Vous avez également raison de dire que la question de la rémunération, celle du changement du mode de calcul de la rémunération en y introduisant le mérite, s'articule avec la réforme des retraites, puisque les fonctionnaires et les agents publics sont évidemment concernés par la réforme Delevoye. Il faut donc que nous puissions travailler « en même temps », si j'ose dire, pour reprendre la formule que vous connaissez bien. Je crois qu'il y a là une possibilité de négociation intéressante avec les syndicats de la fonction publique, à la fois pour questionner la part du mérite dans la rémunération et pour réparer les inégalités qui existent entre agents publics. Nous savons très bien que certains sont payés en heures supplémentaires pour cacher une sorte de rémunération au mérite qui ne dirait pas son nom. C'est parfois une façon de récompenser le mérite, mais les primes ne sont normalement pas faites pour cela. Elles n'entrent pas, en outre, dans le calcul des retraites.

Pour répondre à la question du rapporteur général, c'est parce que nous avons bien conscience de cette logique inflationniste des dépenses de personnel – sans que les effectifs augmentent – que nous avons pris un certain nombre de décisions. Mme la rapporteure spéciale a bien voulu rappeler que 80 % du PPCR avait été prévu mais non versé, puisqu'il l'aurait été à partir de cette année. Tout de même, 11 milliards d'euros d'argent public pour le PPCR dans le cadre du quinquennat, ce n'est pas rien. Nous reprenons le processus à partir du 1er janvier, puisqu'il résulte d'un accord sinon majoritaire du moins discuté et signé par un certain nombre de grands syndicats – nous ne voulons pas casser cette dynamique qui avait été décidée par l'ancien gouvernement et les syndicats, mais nous avons souhaité ce décalage, malgré les difficultés que nous avons connues.

Vous avez eu raison de rappeler que le point d'indice a été augmenté par deux fois de 0,6 point à la veille d'une élection présidentielle – je me permets de constater ce hasard du calendrier, alors qu'il n'avait pas été augmenté durant les quatre premières années du mandat.
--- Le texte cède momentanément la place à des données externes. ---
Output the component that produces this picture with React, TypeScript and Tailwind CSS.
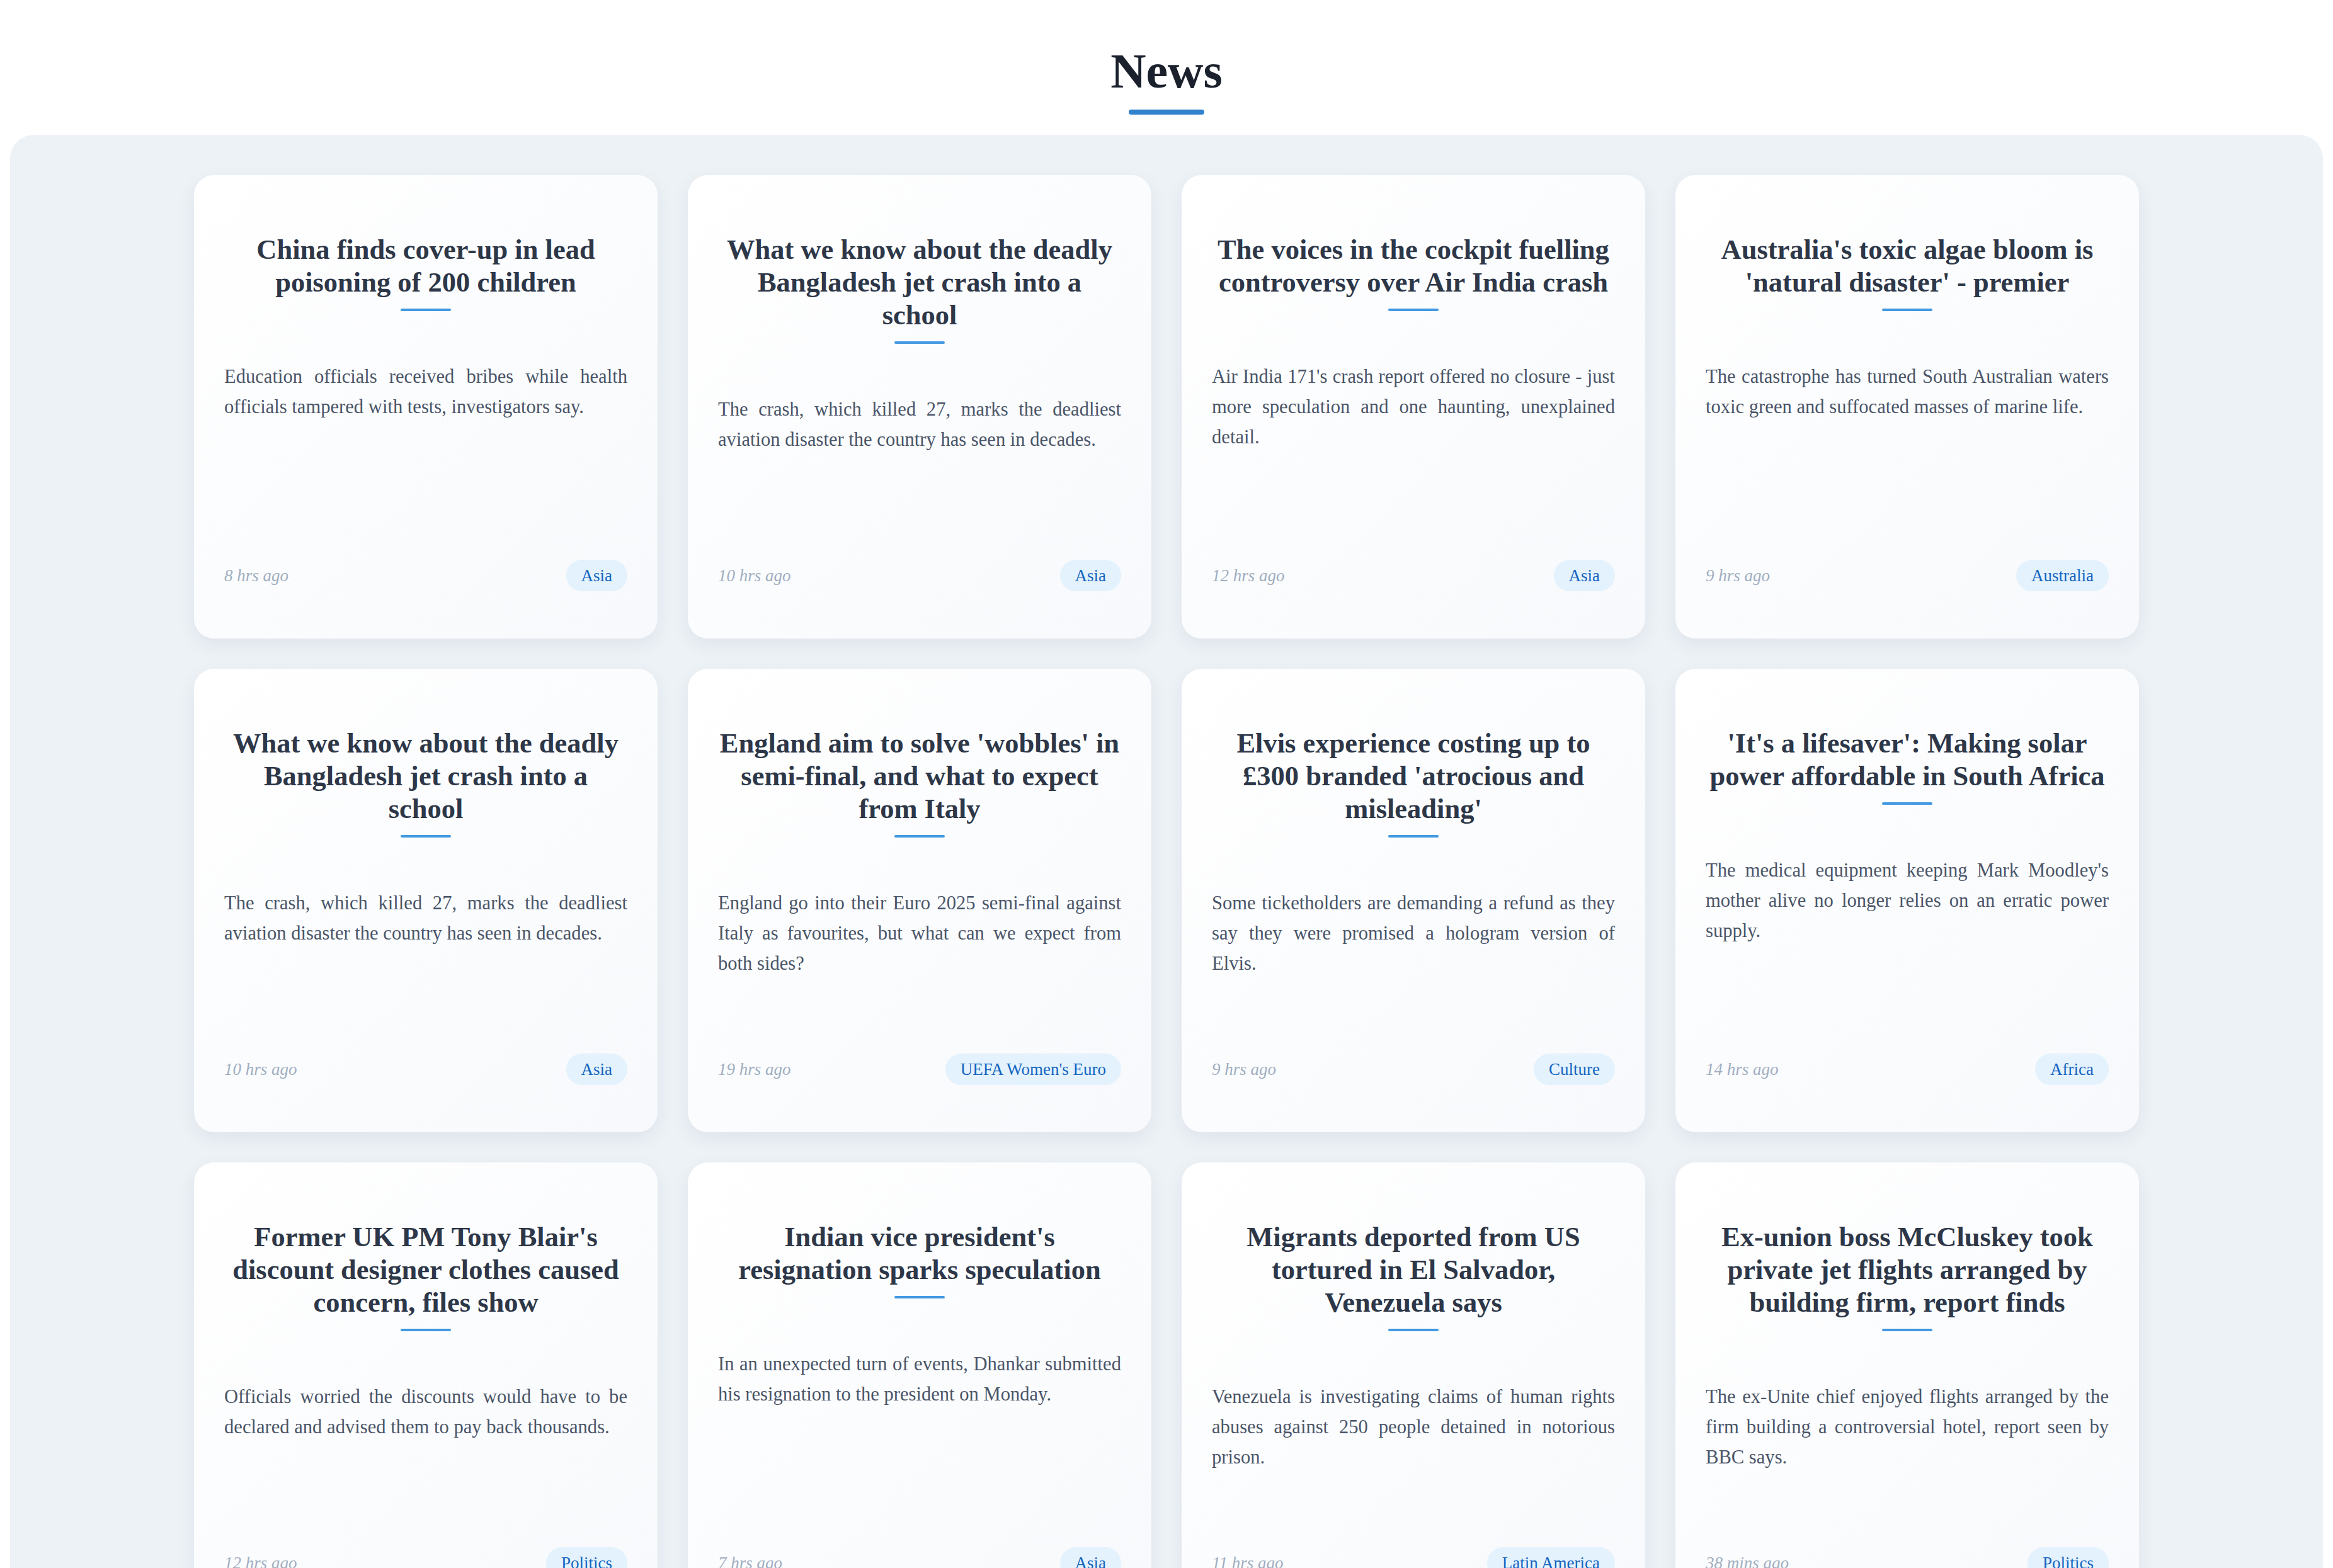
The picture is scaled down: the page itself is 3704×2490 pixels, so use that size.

Cela présente deux inconvénients. Le premier est que vous dépensez, pour un point d'indice, 2 milliards d'euros d'argent public. Un fonctionnaire qui est payé 2 000 euros perçoit une augmentation de 14 à 15 euros – on n'a donc pas fondamentalement réglé son problème de pouvoir d'achat s'il en a un, alors qu'un agent public bien mieux payé perçoit proportionnellement plus d'argent grâce à l'augmentation du point d'indice. Dans la fonction publique, pourtant, ce ne sont pas tous les agents publics qui sont mal payés. Ce sont parfois des métiers ou des corps de métier, avec des difficultés ici ou là. Mieux vaut donc faire du chirurgical ou de la dentelle, plutôt que des mesures générales.

Dépenser 2 milliards d'euros, c'est beaucoup d'argent, monsieur le rapporteur général, vous le savez, et cela sans régler le problème des agents publics et de leur pouvoir d'achat. Le deuxième inconvénient a toute son importance à mes yeux. L'État, en décidant cette dépense, est généreux avec l'argent des autres. En effet, ce sont aussi les territoires, les communes, les départements et les régions qui paient l'augmentation du point d'indice. Et si, par ailleurs, on fait la contractualisation – je ne voudrais pas allonger le débat –, on ne peut pas leur demander d'un côté de dépenser plus d'argent pour leur personnel, cette dépense étant automatique, et de l'autre côté leur dire qu'il ne faut pas faire de dépenses de fonctionnement. C'est pour cela, monsieur le rapporteur général, que nous avons mis en place le jour de carence et d'autres mesures qui ont parfois été contestées mais qui me paraissent bonnes.

Ce que je souhaitais vous dire, c'est que nous ne souhaitons pas augmenter le point d'indice. Nous l'avons dit, avec Olivier Dussopt. En revanche, il pourrait y avoir des augmentations ici ou là, dans certains corps de métier, discutées avec les syndicats, ou une rémunération au mérite en revoyant le RIFSEEP. C'est ce que nous allons faire, madame la rapporteure spéciale.